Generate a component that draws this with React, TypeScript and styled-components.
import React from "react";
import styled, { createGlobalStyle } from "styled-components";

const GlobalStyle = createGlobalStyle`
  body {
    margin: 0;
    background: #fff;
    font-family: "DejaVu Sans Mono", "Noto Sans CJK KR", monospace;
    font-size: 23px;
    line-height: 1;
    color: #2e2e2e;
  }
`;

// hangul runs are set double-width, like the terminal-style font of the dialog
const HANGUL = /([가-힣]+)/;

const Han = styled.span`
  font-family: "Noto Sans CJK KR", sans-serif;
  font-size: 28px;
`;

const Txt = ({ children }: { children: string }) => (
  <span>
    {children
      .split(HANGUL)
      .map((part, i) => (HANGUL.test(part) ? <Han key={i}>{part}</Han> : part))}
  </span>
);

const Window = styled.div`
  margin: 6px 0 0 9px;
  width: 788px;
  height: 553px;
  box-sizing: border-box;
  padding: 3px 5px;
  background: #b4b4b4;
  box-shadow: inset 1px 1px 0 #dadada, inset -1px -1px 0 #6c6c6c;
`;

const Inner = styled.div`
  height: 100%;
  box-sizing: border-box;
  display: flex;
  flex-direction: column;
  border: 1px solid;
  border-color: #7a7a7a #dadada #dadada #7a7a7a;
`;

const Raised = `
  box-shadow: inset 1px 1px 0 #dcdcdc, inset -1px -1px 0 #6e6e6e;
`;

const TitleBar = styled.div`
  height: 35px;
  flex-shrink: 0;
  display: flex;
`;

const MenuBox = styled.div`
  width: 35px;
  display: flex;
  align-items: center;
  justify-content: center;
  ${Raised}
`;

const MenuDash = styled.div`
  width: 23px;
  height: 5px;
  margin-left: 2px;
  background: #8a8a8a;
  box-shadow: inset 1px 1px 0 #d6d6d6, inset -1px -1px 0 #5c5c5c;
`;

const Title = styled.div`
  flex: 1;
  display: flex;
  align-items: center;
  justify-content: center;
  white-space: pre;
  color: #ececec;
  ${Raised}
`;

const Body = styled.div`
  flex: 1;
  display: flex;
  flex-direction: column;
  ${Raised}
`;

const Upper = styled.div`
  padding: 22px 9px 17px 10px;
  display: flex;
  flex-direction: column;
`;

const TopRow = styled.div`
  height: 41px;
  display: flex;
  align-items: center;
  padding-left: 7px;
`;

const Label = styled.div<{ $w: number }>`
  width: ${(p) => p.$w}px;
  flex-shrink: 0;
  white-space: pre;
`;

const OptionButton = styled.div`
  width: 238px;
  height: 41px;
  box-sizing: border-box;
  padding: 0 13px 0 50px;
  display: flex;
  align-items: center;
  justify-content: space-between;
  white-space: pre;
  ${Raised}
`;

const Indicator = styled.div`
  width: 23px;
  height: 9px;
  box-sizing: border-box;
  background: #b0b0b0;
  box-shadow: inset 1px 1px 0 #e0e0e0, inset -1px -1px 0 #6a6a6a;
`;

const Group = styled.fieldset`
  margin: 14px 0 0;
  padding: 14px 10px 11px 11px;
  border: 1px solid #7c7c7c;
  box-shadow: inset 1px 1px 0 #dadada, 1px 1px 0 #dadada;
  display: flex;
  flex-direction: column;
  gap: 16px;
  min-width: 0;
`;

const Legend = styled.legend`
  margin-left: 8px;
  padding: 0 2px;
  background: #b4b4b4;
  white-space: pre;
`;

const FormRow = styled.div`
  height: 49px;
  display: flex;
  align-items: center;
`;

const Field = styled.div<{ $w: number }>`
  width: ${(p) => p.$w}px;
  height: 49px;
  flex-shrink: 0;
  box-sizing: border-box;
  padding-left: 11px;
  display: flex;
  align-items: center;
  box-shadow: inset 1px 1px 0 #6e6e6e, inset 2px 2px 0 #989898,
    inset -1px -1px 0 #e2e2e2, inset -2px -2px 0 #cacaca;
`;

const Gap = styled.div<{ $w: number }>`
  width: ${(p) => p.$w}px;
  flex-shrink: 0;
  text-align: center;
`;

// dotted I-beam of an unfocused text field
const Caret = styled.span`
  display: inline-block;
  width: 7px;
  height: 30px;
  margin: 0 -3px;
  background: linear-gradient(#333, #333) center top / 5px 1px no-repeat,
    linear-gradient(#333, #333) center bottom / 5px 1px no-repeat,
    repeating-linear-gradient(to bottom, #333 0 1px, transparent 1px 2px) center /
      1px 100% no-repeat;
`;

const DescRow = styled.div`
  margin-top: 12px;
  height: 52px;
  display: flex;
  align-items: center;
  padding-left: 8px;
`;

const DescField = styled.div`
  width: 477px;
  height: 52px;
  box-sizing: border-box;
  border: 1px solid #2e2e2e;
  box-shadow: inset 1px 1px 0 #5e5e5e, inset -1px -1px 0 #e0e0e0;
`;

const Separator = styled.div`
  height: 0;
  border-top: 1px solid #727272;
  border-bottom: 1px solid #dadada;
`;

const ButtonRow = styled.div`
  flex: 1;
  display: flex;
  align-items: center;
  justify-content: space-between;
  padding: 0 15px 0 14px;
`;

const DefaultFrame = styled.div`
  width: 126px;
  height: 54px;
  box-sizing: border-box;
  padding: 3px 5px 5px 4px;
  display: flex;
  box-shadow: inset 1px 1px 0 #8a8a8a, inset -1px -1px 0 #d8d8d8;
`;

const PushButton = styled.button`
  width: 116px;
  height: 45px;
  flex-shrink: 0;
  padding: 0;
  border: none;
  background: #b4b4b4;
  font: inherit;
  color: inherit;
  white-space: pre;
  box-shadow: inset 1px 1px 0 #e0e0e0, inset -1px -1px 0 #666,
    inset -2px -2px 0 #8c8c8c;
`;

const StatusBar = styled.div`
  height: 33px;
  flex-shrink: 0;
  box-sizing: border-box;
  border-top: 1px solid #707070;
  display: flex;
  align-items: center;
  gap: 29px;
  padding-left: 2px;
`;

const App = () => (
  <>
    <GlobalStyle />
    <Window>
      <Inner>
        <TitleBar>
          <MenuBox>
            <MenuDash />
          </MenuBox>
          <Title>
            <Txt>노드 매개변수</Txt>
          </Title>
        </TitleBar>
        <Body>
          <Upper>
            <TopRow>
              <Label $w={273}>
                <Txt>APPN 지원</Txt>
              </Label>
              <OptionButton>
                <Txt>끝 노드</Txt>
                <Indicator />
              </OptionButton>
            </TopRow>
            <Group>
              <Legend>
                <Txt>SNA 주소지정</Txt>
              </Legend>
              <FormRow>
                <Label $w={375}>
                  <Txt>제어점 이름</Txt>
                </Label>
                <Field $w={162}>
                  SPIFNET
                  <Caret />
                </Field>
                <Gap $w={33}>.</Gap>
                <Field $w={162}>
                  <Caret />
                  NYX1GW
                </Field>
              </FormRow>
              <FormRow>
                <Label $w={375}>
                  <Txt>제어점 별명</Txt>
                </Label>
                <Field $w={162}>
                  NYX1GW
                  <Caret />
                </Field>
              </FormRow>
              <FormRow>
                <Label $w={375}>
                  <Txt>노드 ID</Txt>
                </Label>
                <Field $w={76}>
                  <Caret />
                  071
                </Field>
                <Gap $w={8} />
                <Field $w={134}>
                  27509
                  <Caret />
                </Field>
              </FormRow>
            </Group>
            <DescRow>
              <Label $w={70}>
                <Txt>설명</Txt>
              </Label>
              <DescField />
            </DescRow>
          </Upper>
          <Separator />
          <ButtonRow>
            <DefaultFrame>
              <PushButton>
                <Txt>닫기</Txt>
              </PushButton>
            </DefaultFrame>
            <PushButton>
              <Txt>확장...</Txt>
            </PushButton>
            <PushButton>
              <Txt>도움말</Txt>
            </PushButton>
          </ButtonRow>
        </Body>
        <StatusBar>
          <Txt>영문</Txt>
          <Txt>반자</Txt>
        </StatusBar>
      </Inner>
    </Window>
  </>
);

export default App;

Exercise instructions —
Please output the complete data exactly.

Completed task —
Generate a component that draws this with React, TypeScript and styled-components.
import React from "react";
import styled, { createGlobalStyle } from "styled-components";

const GlobalStyle = createGlobalStyle`
  body {
    margin: 0;
    background: #fff;
    font-family: "DejaVu Sans Mono", "Noto Sans CJK KR", monospace;
    font-size: 23px;
    line-height: 1;
    color: #2e2e2e;
  }
`;

// hangul runs are set double-width, like the terminal-style font of the dialog
const HANGUL = /([가-힣]+)/;

const Han = styled.span`
  font-family: "Noto Sans CJK KR", sans-serif;
  font-size: 28px;
`;

const Txt = ({ children }: { children: string }) => (
  <span>
    {children
      .split(HANGUL)
      .map((part, i) => (HANGUL.test(part) ? <Han key={i}>{part}</Han> : part))}
  </span>
);

const Window = styled.div`
  margin: 6px 0 0 9px;
  width: 788px;
  height: 553px;
  box-sizing: border-box;
  padding: 3px 5px;
  background: #b4b4b4;
  box-shadow: inset 1px 1px 0 #dadada, inset -1px -1px 0 #6c6c6c;
`;

const Inner = styled.div`
  height: 100%;
  box-sizing: border-box;
  display: flex;
  flex-direction: column;
  border: 1px solid;
  border-color: #7a7a7a #dadada #dadada #7a7a7a;
`;

const Raised = `
  box-shadow: inset 1px 1px 0 #dcdcdc, inset -1px -1px 0 #6e6e6e;
`;

const TitleBar = styled.div`
  height: 35px;
  flex-shrink: 0;
  display: flex;
`;

const MenuBox = styled.div`
  width: 35px;
  display: flex;
  align-items: center;
  justify-content: center;
  ${Raised}
`;

const MenuDash = styled.div`
  width: 23px;
  height: 5px;
  margin-left: 2px;
  background: #8a8a8a;
  box-shadow: inset 1px 1px 0 #d6d6d6, inset -1px -1px 0 #5c5c5c;
`;

const Title = styled.div`
  flex: 1;
  display: flex;
  align-items: center;
  justify-content: center;
  white-space: pre;
  color: #ececec;
  ${Raised}
`;

const Body = styled.div`
  flex: 1;
  display: flex;
  flex-direction: column;
  ${Raised}
`;

const Upper = styled.div`
  padding: 22px 9px 17px 10px;
  display: flex;
  flex-direction: column;
`;

const TopRow = styled.div`
  height: 41px;
  display: flex;
  align-items: center;
  padding-left: 7px;
`;

const Label = styled.div<{ $w: number }>`
  width: ${(p) => p.$w}px;
  flex-shrink: 0;
  white-space: pre;
`;

const OptionButton = styled.div`
  width: 238px;
  height: 41px;
  box-sizing: border-box;
  padding: 0 13px 0 50px;
  display: flex;
  align-items: center;
  justify-content: space-between;
  white-space: pre;
  ${Raised}
`;

const Indicator = styled.div`
  width: 23px;
  height: 9px;
  box-sizing: border-box;
  background: #b0b0b0;
  box-shadow: inset 1px 1px 0 #e0e0e0, inset -1px -1px 0 #6a6a6a;
`;

const Group = styled.fieldset`
  margin: 14px 0 0;
  padding: 14px 10px 11px 11px;
  border: 1px solid #7c7c7c;
  box-shadow: inset 1px 1px 0 #dadada, 1px 1px 0 #dadada;
  display: flex;
  flex-direction: column;
  gap: 16px;
  min-width: 0;
`;

const Legend = styled.legend`
  margin-left: 8px;
  padding: 0 2px;
  background: #b4b4b4;
  white-space: pre;
`;

const FormRow = styled.div`
  height: 49px;
  display: flex;
  align-items: center;
`;

const Field = styled.div<{ $w: number }>`
  width: ${(p) => p.$w}px;
  height: 49px;
  flex-shrink: 0;
  box-sizing: border-box;
  padding-left: 11px;
  display: flex;
  align-items: center;
  box-shadow: inset 1px 1px 0 #6e6e6e, inset 2px 2px 0 #989898,
    inset -1px -1px 0 #e2e2e2, inset -2px -2px 0 #cacaca;
`;

const Gap = styled.div<{ $w: number }>`
  width: ${(p) => p.$w}px;
  flex-shrink: 0;
  text-align: center;
`;

// dotted I-beam of an unfocused text field
const Caret = styled.span`
  display: inline-block;
  width: 7px;
  height: 30px;
  margin: 0 -3px;
  background: linear-gradient(#333, #333) center top / 5px 1px no-repeat,
    linear-gradient(#333, #333) center bottom / 5px 1px no-repeat,
    repeating-linear-gradient(to bottom, #333 0 1px, transparent 1px 2px) center /
      1px 100% no-repeat;
`;

const DescRow = styled.div`
  margin-top: 12px;
  height: 52px;
  display: flex;
  align-items: center;
  padding-left: 8px;
`;

const DescField = styled.div`
  width: 477px;
  height: 52px;
  box-sizing: border-box;
  border: 1px solid #2e2e2e;
  box-shadow: inset 1px 1px 0 #5e5e5e, inset -1px -1px 0 #e0e0e0;
`;

const Separator = styled.div`
  height: 0;
  border-top: 1px solid #727272;
  border-bottom: 1px solid #dadada;
`;

const ButtonRow = styled.div`
  flex: 1;
  display: flex;
  align-items: center;
  justify-content: space-between;
  padding: 0 15px 0 14px;
`;

const DefaultFrame = styled.div`
  width: 126px;
  height: 54px;
  box-sizing: border-box;
  padding: 3px 5px 5px 4px;
  display: flex;
  box-shadow: inset 1px 1px 0 #8a8a8a, inset -1px -1px 0 #d8d8d8;
`;

const PushButton = styled.button`
  width: 116px;
  height: 45px;
  flex-shrink: 0;
  padding: 0;
  border: none;
  background: #b4b4b4;
  font: inherit;
  color: inherit;
  white-space: pre;
  box-shadow: inset 1px 1px 0 #e0e0e0, inset -1px -1px 0 #666,
    inset -2px -2px 0 #8c8c8c;
`;

const StatusBar = styled.div`
  height: 33px;
  flex-shrink: 0;
  box-sizing: border-box;
  border-top: 1px solid #707070;
  display: flex;
  align-items: center;
  gap: 29px;
  padding-left: 2px;
`;

const App = () => (
  <>
    <GlobalStyle />
    <Window>
      <Inner>
        <TitleBar>
          <MenuBox>
            <MenuDash />
          </MenuBox>
          <Title>
            <Txt>노드 매개변수</Txt>
          </Title>
        </TitleBar>
        <Body>
          <Upper>
            <TopRow>
              <Label $w={273}>
                <Txt>APPN 지원</Txt>
              </Label>
              <OptionButton>
                <Txt>끝 노드</Txt>
                <Indicator />
              </OptionButton>
            </TopRow>
            <Group>
              <Legend>
                <Txt>SNA 주소지정</Txt>
              </Legend>
              <FormRow>
                <Label $w={375}>
                  <Txt>제어점 이름</Txt>
                </Label>
                <Field $w={162}>
                  SPIFNET
                  <Caret />
                </Field>
                <Gap $w={33}>.</Gap>
                <Field $w={162}>
                  <Caret />
                  NYX1GW
                </Field>
              </FormRow>
              <FormRow>
                <Label $w={375}>
                  <Txt>제어점 별명</Txt>
                </Label>
                <Field $w={162}>
                  NYX1GW
                  <Caret />
                </Field>
              </FormRow>
              <FormRow>
                <Label $w={375}>
                  <Txt>노드 ID</Txt>
                </Label>
                <Field $w={76}>
                  <Caret />
                  071
                </Field>
                <Gap $w={8} />
                <Field $w={134}>
                  27509
                  <Caret />
                </Field>
              </FormRow>
            </Group>
            <DescRow>
              <Label $w={70}>
                <Txt>설명</Txt>
              </Label>
              <DescField />
            </DescRow>
          </Upper>
          <Separator />
          <ButtonRow>
            <DefaultFrame>
              <PushButton>
                <Txt>닫기</Txt>
              </PushButton>
            </DefaultFrame>
            <PushButton>
              <Txt>확장...</Txt>
            </PushButton>
            <PushButton>
              <Txt>도움말</Txt>
            </PushButton>
          </ButtonRow>
        </Body>
        <StatusBar>
          <Txt>영문</Txt>
          <Txt>반자</Txt>
        </StatusBar>
      </Inner>
    </Window>
  </>
);

export default App;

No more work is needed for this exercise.